The BBC has never come close to officially laying down a canon, saying what does and does not count. Originally, it was because no one had ever considered that that was a thing that they should even do. The next chance it had for that to happen was the '80s, which was largely characterized by the existence of an established fandom and an attempt to emulate cult science fiction shows instead of being the broad-audienced Saturday tea time show it had always been. But they didn't do it then either.

When RTD got the show restarted, he made a point to make sure that Big Finish continued to be able to make the Classic Doctor stories they had been making for five years at that point. He also, notably, never sat down and said what counted and what didn't. Moffat has been quoted that laying down a canon for Doctor Who would be impossible due to its subject matter.

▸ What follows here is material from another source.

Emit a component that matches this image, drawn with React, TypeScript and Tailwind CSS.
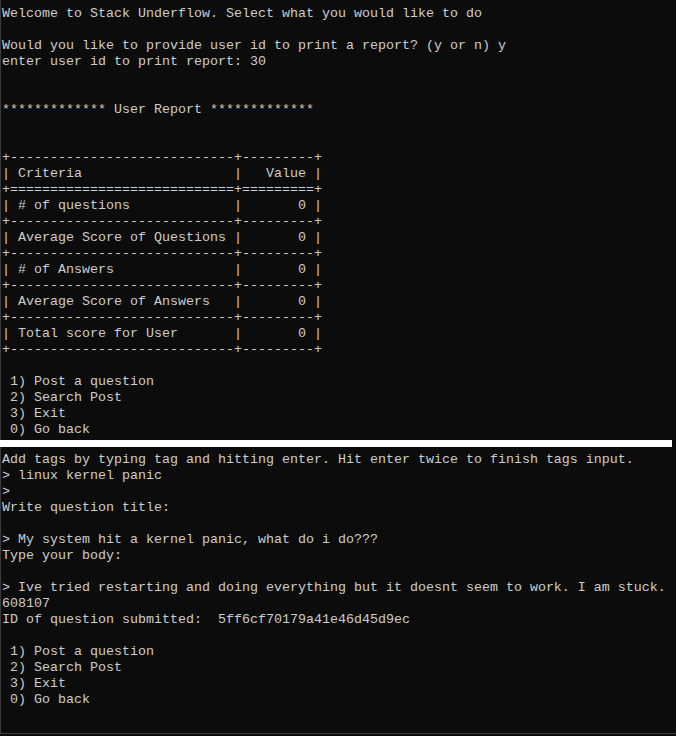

DW simply doesn't have a canon, at least not one remotely comparable to the way you and so many other fans want to use that term. It does, due to its 50 years of existence in at least three forms (TV, comic, prose) and now the fourth since 1999 (audio) have something approaching a literary canon. This would be a list of all the greatest works within Doctor Who by which all other works are judged. And you'd be a fool if you said that all of DW's greatest stories are all confined to a single medium. Especially considering that there's more audio DW than there is televised That's 195 stories in the Main Range alone, not counting the Eighth Doctor Adventures, Fourth Doctor Adventures, Companion Chronicles, Gallifrey, free with DMW, free to Subscribers, Stage Plays, Lost Stories, Special Releases (including all of Dark Eyes,) or Early Adventures. To put that in perspective, the 200th Televised Doctor Who story was Planet of the Dead, during the 2009 year of specials. Simply add the EDAs plus Dark Eyes and you're almost to the end of Matt Smith. Add the Fourth Doctor Adventures and you've eclipsed it all. And that's still leaving out the Lost Stories (of which there are another 30 or so) and all the rest.